## Aim:
Filter the data below for the string "React" and copy each matching line.

· · ·

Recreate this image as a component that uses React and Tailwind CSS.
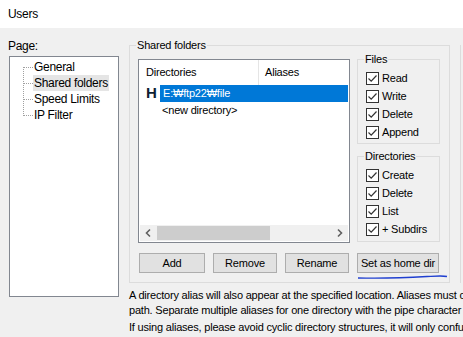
import React from 'react';

const Check = ({ label }) => (
  <div className="flex items-center h-[18px]">
    <span className="w-[13px] h-[13px] shrink-0 border border-[#333333] bg-white flex items-center justify-center">
      <svg width="11" height="11" viewBox="0 0 11 11">
        <path d="M1.5 5.5 L4.2 8.2 L9.5 2.5" fill="none" stroke="#333333" strokeWidth="1.2" />
      </svg>
    </span>
    <span className="ml-[3px] text-black whitespace-nowrap">{label}</span>
  </div>
);

const Group = ({ title, className, children }) => (
  <div className={`relative border border-[#dcdcdc] ${className}`}>
    <span className="absolute -top-[9px] left-[6px] px-[1px] bg-[#f0f0f0] leading-[16px] whitespace-nowrap">{title}</span>
    {children}
  </div>
);

const Btn = ({ label, className }) => (
  <div className={`h-[20px] shrink-0 border border-[#adadad] bg-[#e1e1e1] flex items-center justify-center whitespace-nowrap ${className}`}>
    {label}
  </div>
);

const treeItems = ['General', 'Shared folders', 'Speed Limits', 'IP Filter'];

const App = () => {
  return (
    <div
      className="w-[463px] h-[337px] overflow-hidden bg-[#f0f0f0] text-[11px] tracking-[-0.2px] text-black"
      style={{ fontFamily: '"Liberation Sans", Arial, sans-serif' }}
    >
      {/* title bar */}
      <div className="h-[28px] bg-white flex items-center pl-[8px] text-[12px] tracking-[-0.3px]">Users</div>

      <div className="flex pl-[9px] pt-[10px]">
        {/* left: page tree */}
        <div className="w-[110px] shrink-0">
          <div className="h-[18px] leading-[16px] -ml-[1px] text-[12px] tracking-[-0.3px]">Page:</div>
          <div className="h-[241px] bg-white border border-[#828790] pt-[2px] pl-[13px]">
            <div className="relative">
              <div className="absolute left-0 top-[8px] h-[49px] border-l border-dotted border-[#a0a0a0]" />
              {treeItems.map((t) => (
                <div key={t} className="flex items-center h-[16px]">
                  <span className="w-[10px] shrink-0 border-t border-dotted border-[#a0a0a0]" />
                  <span className={`px-[1px] leading-[16px] whitespace-nowrap text-[12px] tracking-[-0.3px] ${t === 'Shared folders' ? 'bg-[#e5e5e5]' : ''}`}>{t}</span>
                </div>
              ))}
            </div>
          </div>
        </div>

        {/* right */}
        <div className="ml-[10px] flex-1 min-w-0">
          <div className="flex">
            <Group title="Shared folders" className="w-[321px] h-[238px] shrink-0 mt-[7px] pl-[8px] pt-[13px]">
              <div className="flex">
                {/* directory list */}
                <div className="w-[212px] h-[184px] shrink-0 bg-white border border-[#828790] flex flex-col">
                  <div className="flex h-[25px] items-center">
                    <div className="w-[120px] h-full pl-[7px] flex items-center border-r border-[#e5e5e5]">Directories</div>
                    <div className="pl-[6px]">Aliases</div>
                  </div>
                  <div className="flex items-center h-[17px] pl-[7px]">
                    <span className="w-[14px] font-bold text-[15px] text-[#0f1f33]">H</span>
                    <span className="flex-1 h-full bg-[#0078d7] text-white pl-[3px] mr-[1px] flex items-center">E:₩ftp22₩file</span>
                  </div>
                  <div className="h-[17px] pl-[23px] flex items-center">&lt;new directory&gt;</div>
                  <div className="flex-1" />
                  <div className="h-[16px] mb-[1px] mx-[1px] bg-[#f0f0f0] flex items-center">
                    <svg width="17" height="16" viewBox="0 0 17 16" className="shrink-0">
                      <path d="M10 4.5 L6.5 8 L10 11.5" fill="none" stroke="#606060" strokeWidth="1.6" />
                    </svg>
                    <div className="w-[113px] h-[14px] bg-[#cdcdcd]" />
                    <div className="flex-1" />
                    <svg width="17" height="16" viewBox="0 0 17 16" className="shrink-0">
                      <path d="M7 4.5 L10.5 8 L7 11.5" fill="none" stroke="#606060" strokeWidth="1.6" />
                    </svg>
                  </div>
                </div>

                {/* permission groups */}
                <div className="ml-[7px] w-[83px] shrink-0">
                  <Group title="Files" className="h-[85px] pt-[9px] pl-[8px]">
                    {['Read', 'Write', 'Delete', 'Append'].map((l) => <Check key={l} label={l} />)}
                  </Group>
                  <Group title="Directories" className="h-[86px] mt-[12px] pt-[9px] pl-[8px]">
                    {['Create', 'Delete', 'List', '+ Subdirs'].map((l) => <Check key={l} label={l} />)}
                  </Group>
                </div>
              </div>

              {/* buttons */}
              <div className="flex mt-[10px] relative">
                <Btn label="Add" className="w-[66px] ml-[1px]" />
                <Btn label="Remove" className="w-[64px] ml-[8px]" />
                <Btn label="Rename" className="w-[64px] ml-[8px]" />
                <Btn label="Set as home dir" className="w-[82px] ml-[8px]" />
                <svg className="absolute left-[219px] top-[21px]" width="92" height="6" viewBox="0 0 92 6">
                  <path d="M1 4 C 20 4.5, 45 4, 70 2.5 C 80 2, 86 1.5, 90 2.5" fill="none" stroke="#1f3fd0" strokeWidth="1.3" />
                </svg>
              </div>
            </Group>
            <div className="ml-[10px] mt-[7px] h-[238px] border-l border-[#dcdcdc] w-[4px] shrink-0" />
          </div>

          <div className="mt-[5px] leading-[15px] whitespace-nowrap">
            <div>A directory alias will also appear at the specified location. Aliases must contain the full virtual</div>
            <div>path. Separate multiple aliases for one directory with the pipe character (|)</div>
            <div className="mt-[2px]">If using aliases, please avoid cyclic directory structures, it will only confuse FTP clients.</div>
          </div>
        </div>
      </div>
    </div>
  );
};

export default App;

· · ·

## The result:
Recreate this image as a component that uses React and Tailwind CSS.
import React from 'react';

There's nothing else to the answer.